** Task details **
Wherever the string "React" appears, copy the whole line.

** Collected material **

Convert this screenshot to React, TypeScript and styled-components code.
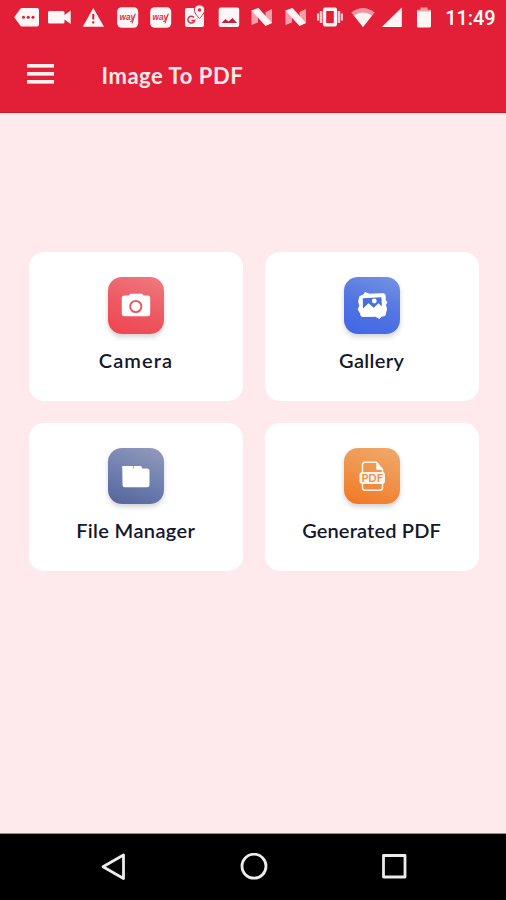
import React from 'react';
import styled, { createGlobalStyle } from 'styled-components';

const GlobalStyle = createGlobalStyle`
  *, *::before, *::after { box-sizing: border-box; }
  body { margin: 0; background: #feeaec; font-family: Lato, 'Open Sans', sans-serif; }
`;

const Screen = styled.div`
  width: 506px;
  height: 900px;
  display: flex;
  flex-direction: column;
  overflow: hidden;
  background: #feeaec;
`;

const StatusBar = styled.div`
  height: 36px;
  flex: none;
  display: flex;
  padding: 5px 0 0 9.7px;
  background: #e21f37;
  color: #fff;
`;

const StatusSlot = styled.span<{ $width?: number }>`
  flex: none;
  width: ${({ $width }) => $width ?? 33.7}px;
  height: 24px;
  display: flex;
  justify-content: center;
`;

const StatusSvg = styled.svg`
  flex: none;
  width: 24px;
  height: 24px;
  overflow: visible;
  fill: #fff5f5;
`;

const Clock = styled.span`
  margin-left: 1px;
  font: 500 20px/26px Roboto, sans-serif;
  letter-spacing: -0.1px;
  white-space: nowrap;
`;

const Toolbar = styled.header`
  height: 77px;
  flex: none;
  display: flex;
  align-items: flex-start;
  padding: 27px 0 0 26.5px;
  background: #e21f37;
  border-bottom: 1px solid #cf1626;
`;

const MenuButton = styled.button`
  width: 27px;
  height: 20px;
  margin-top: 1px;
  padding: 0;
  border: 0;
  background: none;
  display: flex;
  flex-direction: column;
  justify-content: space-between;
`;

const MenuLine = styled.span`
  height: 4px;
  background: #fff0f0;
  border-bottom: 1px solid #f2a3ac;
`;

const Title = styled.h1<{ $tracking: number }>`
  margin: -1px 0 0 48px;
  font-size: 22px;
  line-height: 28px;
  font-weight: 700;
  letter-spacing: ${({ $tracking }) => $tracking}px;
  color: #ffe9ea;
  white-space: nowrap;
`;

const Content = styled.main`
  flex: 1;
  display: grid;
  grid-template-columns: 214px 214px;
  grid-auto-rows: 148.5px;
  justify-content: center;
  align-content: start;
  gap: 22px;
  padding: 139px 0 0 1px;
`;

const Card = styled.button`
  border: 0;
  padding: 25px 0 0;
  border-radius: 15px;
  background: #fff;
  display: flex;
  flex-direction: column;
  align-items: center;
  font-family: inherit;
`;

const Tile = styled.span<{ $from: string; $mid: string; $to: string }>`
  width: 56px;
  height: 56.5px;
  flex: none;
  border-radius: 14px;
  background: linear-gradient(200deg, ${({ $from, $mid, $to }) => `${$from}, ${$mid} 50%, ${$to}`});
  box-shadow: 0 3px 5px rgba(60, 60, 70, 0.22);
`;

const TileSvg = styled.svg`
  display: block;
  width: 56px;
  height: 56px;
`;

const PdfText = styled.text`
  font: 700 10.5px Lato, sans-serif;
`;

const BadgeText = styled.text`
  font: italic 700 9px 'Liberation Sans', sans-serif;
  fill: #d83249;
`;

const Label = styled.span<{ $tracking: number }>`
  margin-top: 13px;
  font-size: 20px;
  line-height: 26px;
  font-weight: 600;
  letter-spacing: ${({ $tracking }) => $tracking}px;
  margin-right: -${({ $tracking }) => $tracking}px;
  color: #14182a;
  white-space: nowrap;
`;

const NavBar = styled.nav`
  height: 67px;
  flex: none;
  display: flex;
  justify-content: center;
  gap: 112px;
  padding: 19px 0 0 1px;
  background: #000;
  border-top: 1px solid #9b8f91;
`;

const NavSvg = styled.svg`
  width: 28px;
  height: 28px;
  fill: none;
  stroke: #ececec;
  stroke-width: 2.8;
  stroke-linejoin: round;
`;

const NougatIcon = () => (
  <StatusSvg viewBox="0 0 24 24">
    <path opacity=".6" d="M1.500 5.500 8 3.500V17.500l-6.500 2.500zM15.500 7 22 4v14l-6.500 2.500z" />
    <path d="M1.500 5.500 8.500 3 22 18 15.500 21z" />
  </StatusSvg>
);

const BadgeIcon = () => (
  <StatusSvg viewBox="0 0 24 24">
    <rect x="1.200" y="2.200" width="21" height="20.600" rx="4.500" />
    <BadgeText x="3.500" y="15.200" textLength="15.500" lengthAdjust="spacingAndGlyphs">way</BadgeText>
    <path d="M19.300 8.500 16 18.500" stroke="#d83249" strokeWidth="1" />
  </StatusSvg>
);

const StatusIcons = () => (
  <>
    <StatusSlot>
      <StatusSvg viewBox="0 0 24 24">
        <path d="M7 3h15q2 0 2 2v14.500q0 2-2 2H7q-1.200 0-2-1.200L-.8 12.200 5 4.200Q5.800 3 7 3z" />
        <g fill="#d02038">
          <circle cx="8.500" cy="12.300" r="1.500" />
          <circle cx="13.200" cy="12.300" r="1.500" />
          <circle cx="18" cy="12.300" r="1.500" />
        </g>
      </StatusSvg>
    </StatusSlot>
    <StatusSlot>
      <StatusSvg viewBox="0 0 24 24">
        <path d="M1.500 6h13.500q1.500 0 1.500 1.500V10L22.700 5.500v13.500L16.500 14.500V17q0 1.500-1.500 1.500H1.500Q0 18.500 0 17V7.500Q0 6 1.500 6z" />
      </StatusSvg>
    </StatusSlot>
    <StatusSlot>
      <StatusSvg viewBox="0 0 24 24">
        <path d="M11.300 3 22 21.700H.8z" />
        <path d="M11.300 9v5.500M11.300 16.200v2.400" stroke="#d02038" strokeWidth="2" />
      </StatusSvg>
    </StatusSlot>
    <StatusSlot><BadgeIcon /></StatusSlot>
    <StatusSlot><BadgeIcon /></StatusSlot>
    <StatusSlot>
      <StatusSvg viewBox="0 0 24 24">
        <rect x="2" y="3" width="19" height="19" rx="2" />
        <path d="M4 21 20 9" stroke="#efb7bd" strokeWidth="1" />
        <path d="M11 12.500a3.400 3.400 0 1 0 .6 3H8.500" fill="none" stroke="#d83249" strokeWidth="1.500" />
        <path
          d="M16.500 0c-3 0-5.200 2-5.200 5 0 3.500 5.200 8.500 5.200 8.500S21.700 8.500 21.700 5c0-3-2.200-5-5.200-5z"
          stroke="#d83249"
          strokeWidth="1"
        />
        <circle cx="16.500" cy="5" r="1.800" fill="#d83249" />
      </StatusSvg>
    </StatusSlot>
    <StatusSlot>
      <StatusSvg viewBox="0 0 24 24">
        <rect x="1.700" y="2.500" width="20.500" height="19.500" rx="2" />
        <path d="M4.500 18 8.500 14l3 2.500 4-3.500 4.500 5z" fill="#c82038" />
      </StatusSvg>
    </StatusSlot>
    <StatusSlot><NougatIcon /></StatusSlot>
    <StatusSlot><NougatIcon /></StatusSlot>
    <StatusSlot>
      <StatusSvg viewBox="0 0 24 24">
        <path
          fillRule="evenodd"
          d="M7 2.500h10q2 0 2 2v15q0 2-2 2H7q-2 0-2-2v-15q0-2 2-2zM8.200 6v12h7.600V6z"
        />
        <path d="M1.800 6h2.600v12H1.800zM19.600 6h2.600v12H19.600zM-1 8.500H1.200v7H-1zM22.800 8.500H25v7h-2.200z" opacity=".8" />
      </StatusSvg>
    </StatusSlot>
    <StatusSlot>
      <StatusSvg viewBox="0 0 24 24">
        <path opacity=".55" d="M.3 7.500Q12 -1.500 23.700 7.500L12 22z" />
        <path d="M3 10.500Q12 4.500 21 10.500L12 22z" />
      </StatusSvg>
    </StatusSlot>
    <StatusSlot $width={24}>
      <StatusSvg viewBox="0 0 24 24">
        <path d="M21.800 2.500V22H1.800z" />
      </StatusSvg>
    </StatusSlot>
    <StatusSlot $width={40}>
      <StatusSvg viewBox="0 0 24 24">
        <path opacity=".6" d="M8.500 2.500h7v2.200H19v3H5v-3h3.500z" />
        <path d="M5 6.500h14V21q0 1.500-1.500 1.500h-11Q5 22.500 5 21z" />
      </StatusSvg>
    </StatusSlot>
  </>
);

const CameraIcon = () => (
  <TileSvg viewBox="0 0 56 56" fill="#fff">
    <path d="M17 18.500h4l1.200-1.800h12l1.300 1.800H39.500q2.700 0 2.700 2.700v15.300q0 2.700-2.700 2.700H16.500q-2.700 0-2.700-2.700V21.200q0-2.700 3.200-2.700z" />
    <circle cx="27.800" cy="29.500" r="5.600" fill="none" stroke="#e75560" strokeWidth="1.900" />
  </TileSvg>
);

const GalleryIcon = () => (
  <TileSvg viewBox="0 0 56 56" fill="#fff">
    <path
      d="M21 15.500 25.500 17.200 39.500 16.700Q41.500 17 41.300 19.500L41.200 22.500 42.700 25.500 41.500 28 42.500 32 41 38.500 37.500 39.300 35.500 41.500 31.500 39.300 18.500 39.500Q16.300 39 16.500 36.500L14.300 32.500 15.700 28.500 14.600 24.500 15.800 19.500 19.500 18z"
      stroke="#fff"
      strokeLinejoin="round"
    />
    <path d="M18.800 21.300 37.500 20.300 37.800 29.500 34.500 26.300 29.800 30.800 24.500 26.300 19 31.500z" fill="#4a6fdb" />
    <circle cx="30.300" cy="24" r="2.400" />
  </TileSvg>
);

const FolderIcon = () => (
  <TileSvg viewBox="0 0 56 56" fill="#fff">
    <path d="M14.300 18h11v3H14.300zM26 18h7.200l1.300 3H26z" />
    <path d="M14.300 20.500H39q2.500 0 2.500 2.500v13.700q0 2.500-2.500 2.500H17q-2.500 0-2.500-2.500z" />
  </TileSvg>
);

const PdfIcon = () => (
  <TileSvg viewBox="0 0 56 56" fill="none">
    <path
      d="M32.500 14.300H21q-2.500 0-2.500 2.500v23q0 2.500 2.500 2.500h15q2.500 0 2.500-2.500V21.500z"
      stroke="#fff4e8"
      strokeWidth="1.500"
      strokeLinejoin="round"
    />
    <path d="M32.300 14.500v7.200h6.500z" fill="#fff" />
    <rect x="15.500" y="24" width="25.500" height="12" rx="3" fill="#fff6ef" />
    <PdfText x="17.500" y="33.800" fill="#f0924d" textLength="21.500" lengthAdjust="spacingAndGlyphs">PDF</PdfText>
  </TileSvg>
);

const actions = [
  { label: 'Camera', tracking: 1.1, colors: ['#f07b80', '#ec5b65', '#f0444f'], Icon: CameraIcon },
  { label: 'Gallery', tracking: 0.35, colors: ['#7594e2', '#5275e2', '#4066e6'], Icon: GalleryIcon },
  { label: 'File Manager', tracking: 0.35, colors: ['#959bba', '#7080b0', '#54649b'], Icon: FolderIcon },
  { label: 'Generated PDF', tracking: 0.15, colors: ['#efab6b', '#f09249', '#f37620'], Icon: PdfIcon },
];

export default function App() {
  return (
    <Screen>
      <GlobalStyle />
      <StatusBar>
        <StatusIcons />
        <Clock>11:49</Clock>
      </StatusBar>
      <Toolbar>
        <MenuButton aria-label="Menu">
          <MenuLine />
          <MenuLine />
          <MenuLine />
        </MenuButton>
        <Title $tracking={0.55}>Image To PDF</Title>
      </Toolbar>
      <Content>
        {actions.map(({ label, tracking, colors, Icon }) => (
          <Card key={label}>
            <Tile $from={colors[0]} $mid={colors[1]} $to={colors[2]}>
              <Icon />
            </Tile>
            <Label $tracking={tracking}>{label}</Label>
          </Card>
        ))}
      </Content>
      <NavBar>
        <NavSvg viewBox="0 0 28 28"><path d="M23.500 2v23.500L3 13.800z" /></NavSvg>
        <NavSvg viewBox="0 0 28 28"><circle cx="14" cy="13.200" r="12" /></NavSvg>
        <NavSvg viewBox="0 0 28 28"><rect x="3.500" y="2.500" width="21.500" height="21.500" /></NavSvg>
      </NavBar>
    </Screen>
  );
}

** The solution **
Convert this screenshot to React, TypeScript and styled-components code.
import React from 'react';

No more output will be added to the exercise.